Andras Szakal, chief technology officer at The Open Group, has shared his thoughts on recent “megatrends” in global work life and technology and what he foresees as their impacts on one another.
In an article for the Global Banking & Finance Review, Szakal traces the effects of the COVID-19 pandemic on attitudes toward the workplace as well as identifies the digital transformations needed to keep pace with such evolutions.
Szakal notes that when necessary changes occurred because of the pandemic, they were in line with shifts that were already happening in terms of technological and medical innovations.
“Even just five years ago many of the strategies we used to mitigate [the pandemic’s] damage – from remote working to rapid vaccine and therapeutics development – would not have been possible in the same way,” Szakal writes.
The executive also discusses how mass-career-changes – which he dubs “the great resignation” – from in-person, hospitality-based jobs to digitally rooted ones will (and perhaps have already begun to) usher in an implementation of artificial intelligence and automated technologies in place of these vacating workers.

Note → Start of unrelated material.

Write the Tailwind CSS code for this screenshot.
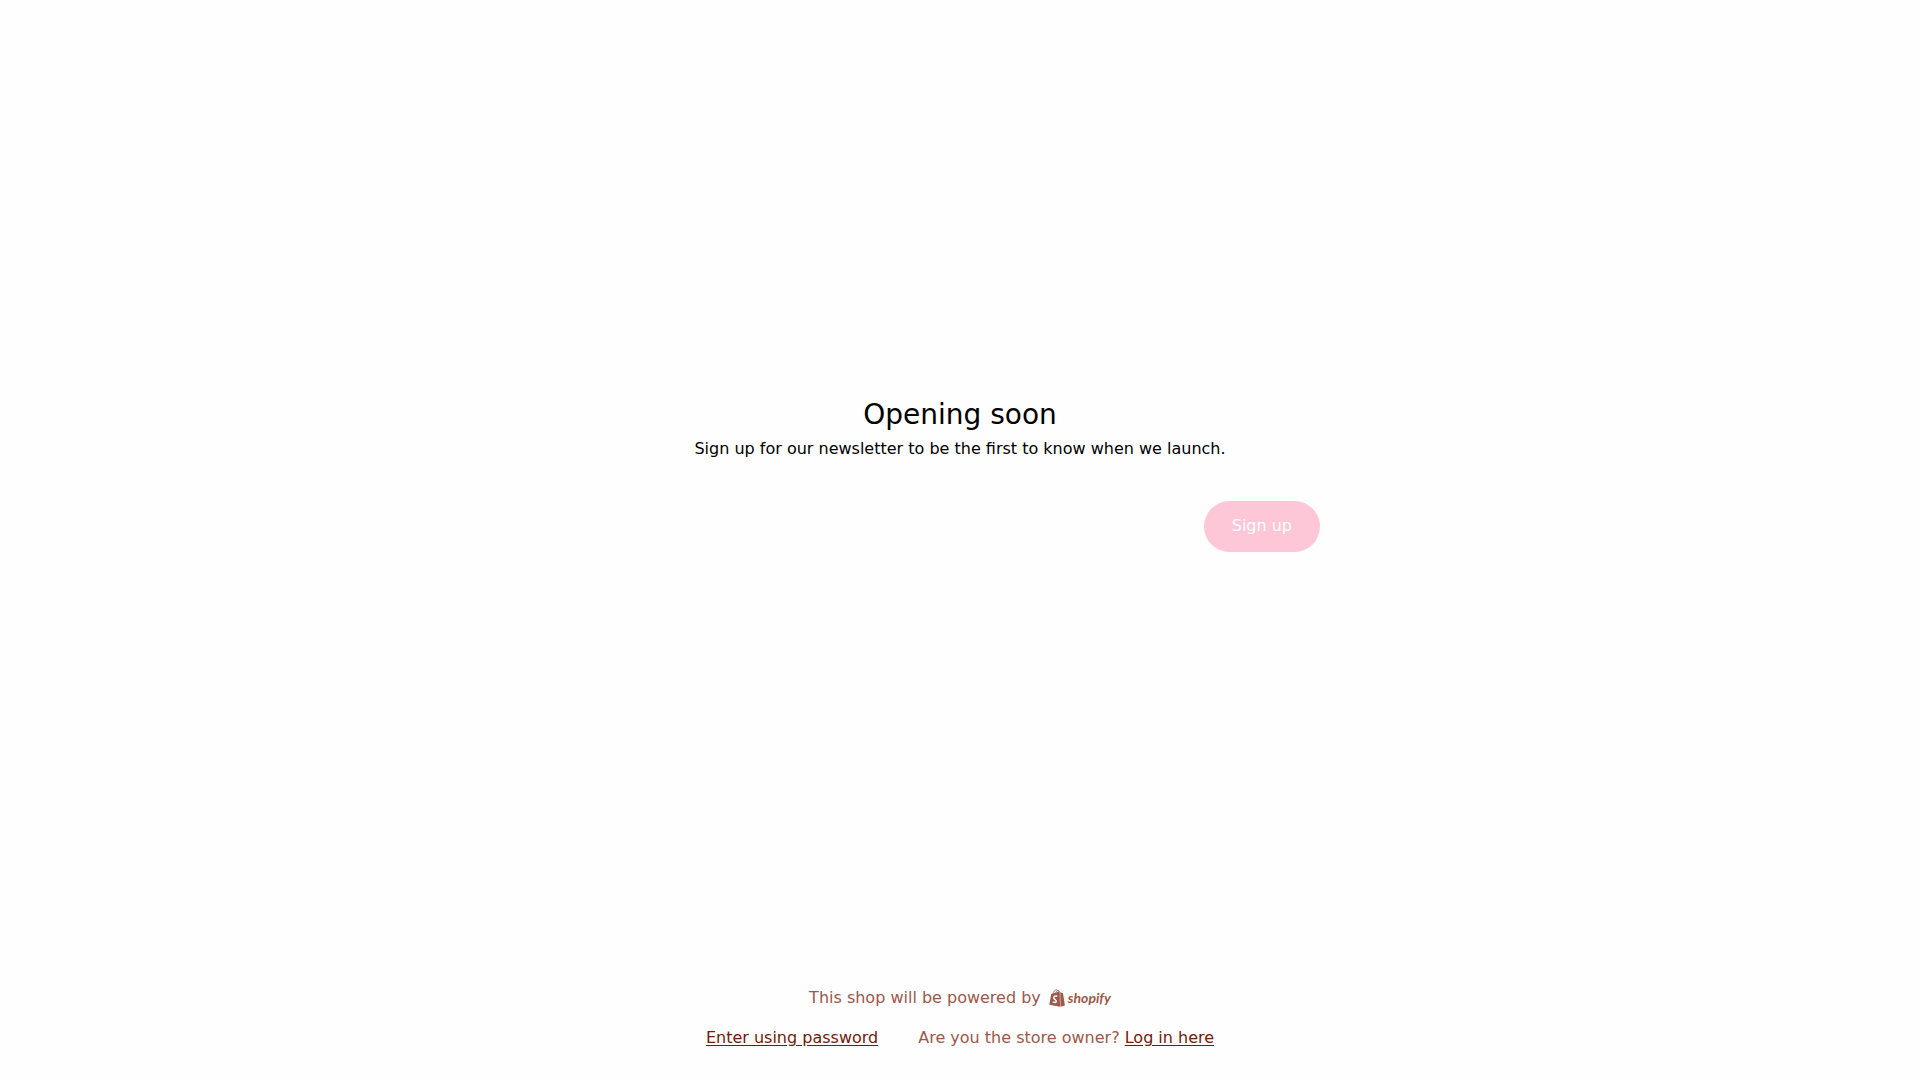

Szakal attributes this to data that shows that it is “the nature of the work, and not just their ability to get a job, as their main motivating factor” to switch career paths.
In addition to AI, he cites quantum computing and augmented reality as other technologies that are evolving at an ideal rate to meet the ever-growing and mutating needs of humans.
In the end, Szakal turns to technology architecture as a way to allow separate aspects of society that have grown increasingly codependent to cross-pollinate and communicate effectively.
“Without a holistic architecture to structure that communication, the end result will be chaos,” Szakal writes, continuing, “In order to grow and adapt through the next waves of change, which blur any distinction between technological and business pressure, that kind of thinking will need to be elevated to encompass a bigger, clearer picture where continuous digital transformation is core to the strategy.”
He also says he believes a software by his company the Open Group called the TOGAF Standard offers a winning platform for exercising a functional digital architecture.